■ Given request
Say how many lines contain the string "React". Give no other output.

■ Data excerpt
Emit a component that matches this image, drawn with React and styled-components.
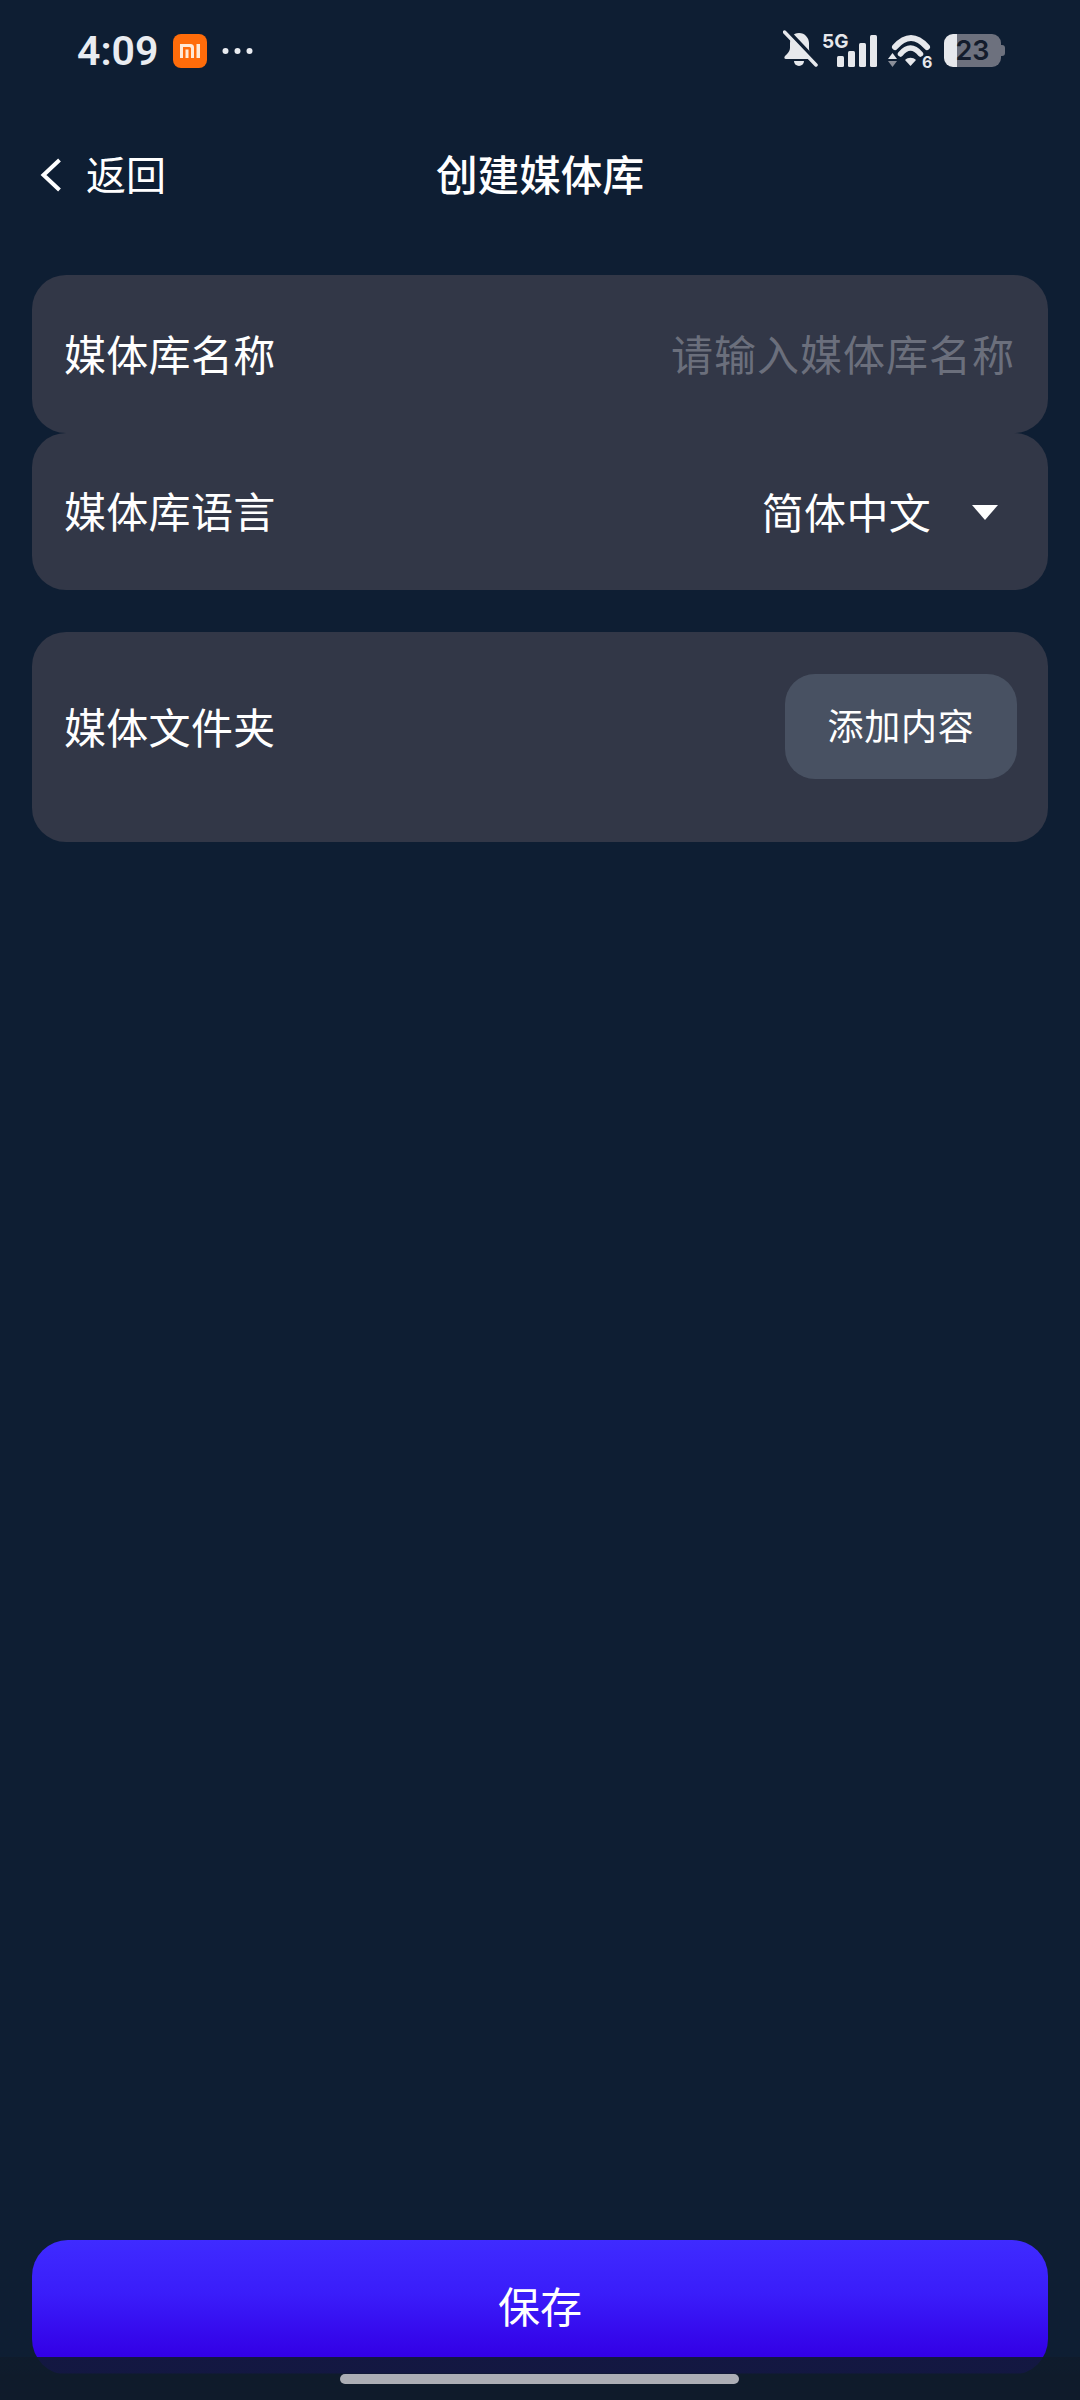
import React from 'react';
import styled, { createGlobalStyle } from 'styled-components';

const GlobalStyle = createGlobalStyle`
    html, body {
        margin: 0;
        padding: 0;
        background: #0e1e33;
    }
    * {
        box-sizing: border-box;
    }
`
const Page = styled.div`
    position: relative;
    width: 1080px;
    height: 2400px;
    display: flex;
    flex-direction: column;
    overflow: hidden;
    background-color: #0e1e33;
    color: #ffffff;
    font-family: "Noto Sans CJK SC", "Noto Sans", sans-serif;
    font-weight: 400;
`
const StatusBar = styled.div`
    height: 100px;
    flex: none;
    display: flex;
    align-items: flex-start;
    justify-content: space-between;
    padding: 34px 79px 0 77px;
`
const StatusLeft = styled.div`
    display: flex;
    align-items: center;
    height: 34px;
`
const Time = styled.span`
    font-family: Roboto, "Liberation Sans", sans-serif;
    font-size: 41px;
    font-weight: 600;
    line-height: 34px;
    color: #e9ecf1;
    width: 96px;
`
const MiBadge = styled.svg`
    width: 34px;
    height: 34px;
    display: block;
`
const Dots = styled.svg`
    width: 32px;
    height: 8px;
    margin-left: 15px;
    display: block;
`
const StatusRight = styled.div`
    display: flex;
    align-items: flex-start;
    height: 36px;
`
const StatusIcon = styled.svg`
    display: block;
    flex: none;
    margin-left: ${(props) => props.$gap || 0}px;
    margin-top: ${(props) => props.$top || 0}px;
`
const Battery = styled.div`
    position: relative;
    width: 57px;
    height: 33px;
    margin-left: 11px;
    border-radius: 9px;
    display: flex;
    align-items: center;
    justify-content: center;
    background: linear-gradient(to right, #e6e8ec 0, #e6e8ec 13px, #6d717e 13px);
    font-family: Inter, "Liberation Sans", sans-serif;
    font-size: 27px;
    font-weight: 600;
    color: #131c2c;
    &::after {
        content: "";
        position: absolute;
        right: -4px;
        top: 11px;
        width: 4px;
        height: 11px;
        border-radius: 0 3px 3px 0;
        background: #6d717e;
    }
`
const Header = styled.div`
    position: relative;
    height: 150px;
    flex: none;
    display: flex;
    align-items: center;
    justify-content: center;
`
const BackButton = styled.div`
    position: absolute;
    left: 40px;
    top: 49px;
    display: flex;
    align-items: center;
    gap: 24px;
    font-size: 40px;
    line-height: 54px;
`
const BackLabel = styled.span`
    margin-top: -3px;
`
const Title = styled.div`
    font-size: 41.6px;
    font-weight: 500;
    line-height: 50px;
    margin-top: -4px;
`
const Content = styled.div`
    flex: 1;
    display: flex;
    flex-direction: column;
    padding: 25px 32px 0;
`
const Card = styled.div`
    height: ${(props) => props.$height}px;
    margin-top: ${(props) => props.$top || 0}px;
    padding: 0 31px 0 32px;
    display: flex;
    align-items: ${(props) => (props.$start ? 'flex-start' : 'center')};
    justify-content: space-between;
    background-color: #323747;
    border-radius: 34px;
    flex: none;
`
const Label = styled.div`
    font-size: 42px;
    line-height: 56px;
    letter-spacing: 0.3px;
    margin-top: ${(props) => (props.$start ? '66px' : '-3px')};
`
const Placeholder = styled.div`
    font-size: 42px;
    line-height: 56px;
    letter-spacing: 1px;
    color: #6b6f7c;
    margin: -3px 2px 0 0;
`
const Select = styled.div`
    display: flex;
    align-items: center;
    font-size: 42px;
    line-height: 56px;
    letter-spacing: 0.3px;
    padding-right: 19px;
    margin-top: -1px;
`
const Caret = styled.div`
    width: 0;
    height: 0;
    margin: 2px 0 0 41px;
    border-left: 13px solid transparent;
    border-right: 13px solid transparent;
    border-top: 15px solid #ffffff;
`
const AddButton = styled.div`
    width: 232px;
    height: 105px;
    margin-top: 42px;
    padding-bottom: 5px;
    display: flex;
    align-items: center;
    justify-content: center;
    background-color: #485162;
    border-radius: 30px;
    font-size: 36px;
    letter-spacing: 0.8px;
`
const Footer = styled.div`
    flex: none;
    padding: 0 32px;
    height: 160px;
`
const SaveButton = styled.div`
    height: 135px;
    display: flex;
    align-items: flex-start;
    justify-content: center;
    padding-top: 37px;
    border-radius: 36px;
    background: linear-gradient(to bottom, #3f2bff 0%, #3a1dfa 40%, #3300e6 85%, #3300e6 100%);
    font-size: 42px;
    line-height: 56px;
`
const NavBar = styled.div`
    position: absolute;
    left: 0;
    right: 0;
    bottom: 0;
    height: 43px;
    padding-top: 17px;
    display: flex;
    justify-content: center;
    align-items: flex-start;
    background: linear-gradient(to bottom, rgba(15, 27, 43, 0.88) 0, rgba(15, 27, 43, 0.88) 16px, #0f1b2b 17px);
`
const HomeBar = styled.div`
    width: 399px;
    height: 10px;
    margin-left: -2px;
    border-radius: 5px;
    background-color: #acaeb5;
`

const App = () => {
    return (
        <Page>
            <GlobalStyle />
            <StatusBar>
                <StatusLeft>
                    <Time>4:09</Time>
                    <MiBadge viewBox="0 0 34 34">
                        <rect width="34" height="34" rx="8" fill="#ff6c0a" />
                        <path d="M7 10h10.500a3.500 3.500 0 0 1 3.500 3.500V24h-3V14.500a1.500 1.500 0 0 0-1.500-1.500H10v11H7zM12.500 15.500h3V24h-3zM23.500 10h3.500v14h-3.500z" fill="#ffe9d6" />
                    </MiBadge>
                    <Dots viewBox="0 0 32 8">
                        <circle cx="3.500" cy="4" r="3" fill="#e9ecf1" />
                        <circle cx="15.500" cy="4" r="3" fill="#e9ecf1" />
                        <circle cx="27.500" cy="4" r="3" fill="#e9ecf1" />
                    </Dots>
                </StatusLeft>
                <StatusRight>
                    <StatusIcon width="35" height="38" viewBox="0 0 35 38" $top="-4">
                        <path d="M16 3C10 3 7 8 7 13v5c0 3-2 5-5 8-1 1-1 3 1 3h25c1.500 0 2-1.500 1-3-2-2.500-3-5-3-8v-5C26 8 22 3 16 3z" fill="#e6e8ec" />
                        <path d="M11 31h10a5 5 0 0 1-10 0z" fill="#e6e8ec" />
                        <path d="M4 0 35 33" stroke="#0e1e33" strokeWidth="4" />
                        <path d="M1.500 2 33 35" stroke="#e6e8ec" strokeWidth="3.500" strokeLinecap="round" />
                    </StatusIcon>
                    <StatusIcon width="56" height="40" viewBox="0 -4 56 40" $gap="3" $top="-4">
                        <text x="1" y="14" fontFamily="Inter, Liberation Sans, sans-serif" fontSize="19" fontWeight="700" fill="#e6e8ec">5G</text>
                        <rect x="16" y="22" width="7" height="11" rx="1.500" fill="#e6e8ec" />
                        <rect x="27" y="17" width="7" height="16" rx="1.500" fill="#e6e8ec" />
                        <rect x="38" y="9" width="7" height="24" rx="1.500" fill="#e6e8ec" />
                        <rect x="49" y="1" width="7" height="32" rx="1.500" fill="#e6e8ec" />
                    </StatusIcon>
                    <StatusIcon width="45" height="42" viewBox="0 0 45 42" $gap="11">
                        <path d="M7 13Q23 -5 39 13" fill="none" stroke="#e6e8ec" strokeWidth="6" strokeLinecap="round" />
                        <path d="M12.500 20Q22.500 8 32.500 20" fill="none" stroke="#e6e8ec" strokeWidth="5.500" strokeLinecap="round" />
                        <path d="M17 26c3-3 8-3 11 0l-5.500 6z" fill="#e6e8ec" />
                        <path d="M4.500 19 9 25H0z" fill="#e6e8ec" />
                        <path d="M0 27h9l-4.500 6z" fill="#8b8f99" />
                        <text x="34" y="34" fontFamily="Inter, Liberation Sans, sans-serif" fontSize="16" fontWeight="700" fill="#e6e8ec">6</text>
                    </StatusIcon>
                    <Battery>23</Battery>
                </StatusRight>
            </StatusBar>
            <Header>
                <BackButton>
                    <svg width="22" height="34" viewBox="0 0 22 34">
                        <path d="M19.500 2 3.500 17l16 15" fill="none" stroke="#ffffff" strokeWidth="4" />
                    </svg>
                    <BackLabel>返回</BackLabel>
                </BackButton>
                <Title>创建媒体库</Title>
            </Header>
            <Content>
                <Card $height={158}>
                    <Label>媒体库名称</Label>
                    <Placeholder>请输入媒体库名称</Placeholder>
                </Card>
                <Card $height={157}>
                    <Label>媒体库语言</Label>
                    <Select>
                        简体中文
                        <Caret />
                    </Select>
                </Card>
                <Card $height={210} $top={42} $start>
                    <Label $start>媒体文件夹</Label>
                    <AddButton>添加内容</AddButton>
                </Card>
            </Content>
            <Footer>
                <SaveButton>保存</SaveButton>
            </Footer>
            <NavBar>
                <HomeBar />
            </NavBar>
        </Page>
    );
};

export default App;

■ Reply to the task
2